The trio knew they couldn’t miss the Final Four, the long trek notwithstanding. All told, it took them 18 hours to cover the more than 1,100 miles between Charlottesville and Minneapolis. They arrived Saturday morning, just in time to get ready for the Hoos’ 6 p.m. semifinal date with Auburn University.
“It was long,” Thielsch said, laughing. “But we made it fun.”
Amid the essentials they packed were a pair of bright orange-and-blue-striped overalls, borrowed from a friend who could not make the trip. Thielsch donned the dramatic duds for what would turn out to be a dramatic Final Four finish, from Kyle Guy’s clutch, last-second free throws against Auburn to the overtime national championship win.
“For a second, we thought we lost, and we were heartbroken,” Thielsch said, wearing a blue shirt over those same (now lucky) overalls Monday.
He recounted the last few seconds of Saturday’s Final Four game, when Guy was fouled and swished three free throws to put the Hoos up by one point with time expiring, setting off a frenzied celebration in the student section, U.S. Bank Stadium and among Hoos watching worldwide.
“We couldn’t hear the whistle, but soon realized they called a foul, and we still had a chance,” he said. “Then it was insane.”
The student section, Shivers said, was amazing. UVA students arrived three or four hours before each game’s tipoff, just to get a chance to stand on the front row. Once the game started, they led the crowd in many of the same chants that fill John Paul Jones Arena during the regular season, from choruses of “U-V-A! U-V-A!” to spontaneous “To-ny Ben-nett” cheers.
“It’s just been a great time,” Shivers said.
The students erupted again in the final seconds of regulation on Monday, as De’Andre Hunter hit the 3-pointer that would tie the game and send the national championship into overtime.

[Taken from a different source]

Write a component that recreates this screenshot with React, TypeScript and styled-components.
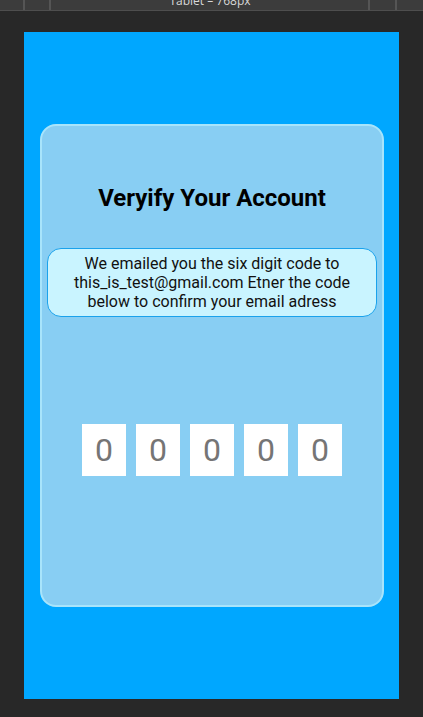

“During overtime, we were all incredibly stressed, but once we started making free throws, the student section started getting really hype,” Thielsch said. “I can easily say it was a blessing to be there. … It has been (and most likely will always be) my favorite UVA sports moment.” Asked what they liked most about this year’s team, the three students quickly referred to what would become a common theme of the weekend: resilience.
“After last year, all of us are calling this the ‘redemption season,’” Thielsch said, referring to UVA’s shocking first-round loss in the 2018 NCAA Tournament. “It’s a really cool story, going from losing to a 16-seed to the national championship, that could essentially dictate the future of the program.”
Thielsch himself was proof that the grace with which the team handled that defeat – from Coach Tony Bennett to the players to the staff – made an impression on the larger student body, and on younger students like Thielsch. He still remembers something Kyle Guy said about it.
“I saw a video of Kyle Guy, and he said that loss has become part of the story,” something that the players learned from and used to fuel their own storybook ending, he said. “I thought that was really cool.”
An Extra-Special UVA Connection
A few feet away from Thielsch and his friends, behind the CBS set in the atrium of the team’s hotel Monday, alumnus Chris Duffy stood with his two young sons, James and Henry.
Duffy, who now lives in New York City, graduated from the University in 1994. He became a basketball fan as a student and has cheered the team on ever since.